One of those pieces include the pickleball courts that will be funded by a DNR grant, as soon as the state’s capital budget passes. In Hartman’s eyes, the pickleball courts could also be moved to the Third Street park, even though the state approved the funding request specifically for Gorman Park on 136th Street.

“With all the moving pieces, it doesn’t make sense to move forward with an architect,” he said. “I think this needs to be brought to the whole council during strategic planning sessions to see where the master parks plan is.”

“The tennis court still needs to be master planned into the park,” Petito responded. “I don’t think you can say ‘the court goes here or there,’ because you don’t have a plan for the park. Because you don’t have a plan for the park, you could be putting the court in a location that, ultimately, may not be the best place when you plan the entire park.”

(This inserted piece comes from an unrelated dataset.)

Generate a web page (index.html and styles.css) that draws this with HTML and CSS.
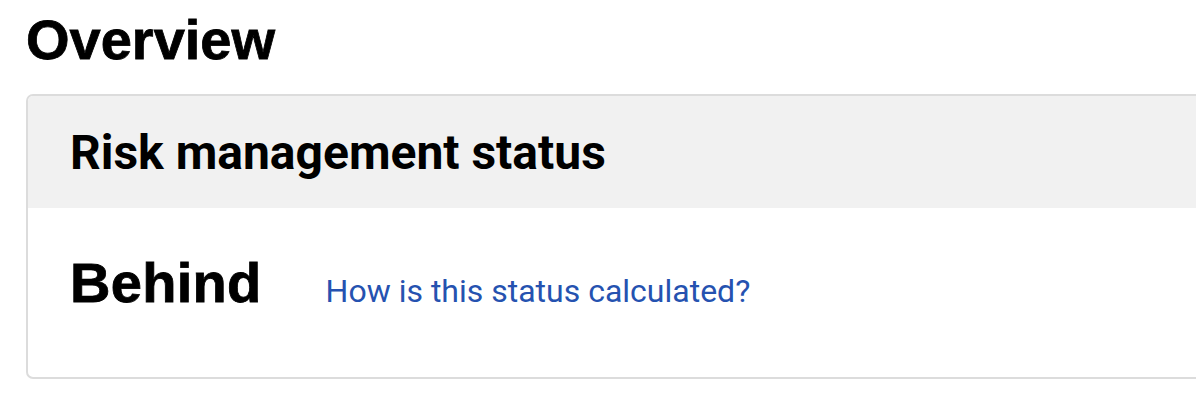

Hartman said that if the full council ranks the master parks plan as a low priority item, then it could be years before the government takes any planning action or designates any funding. Gehrig agreed with waiting.

“We just need to see what everyone wants,” Gehrig said. “We need to see where council wants to spend money.”

The councilmen agreed the next step would be to see what the uptown community’s thoughts are on the pickleball courts for Gorman Park, which would come out of a meeting at the end of this month.

In the meantime, all master park plan discussions until Strategic Planning sessions in late September, when the council will be asked to rank amenities for the Third Street recreation facility.

Toward the end of the meeting, Petito reiterated her stance that the city would need to spend money to realize fully what could be done for the downtown park — and time is running out.

“We need to spend the money to have a park design that you support so that you can build into this plan and have some sort of timeline,” she said. “You’re strapped by some requirements by accepting grant funding. Even if you’re looking at one block of space, I believe you have to plan that one block of space.”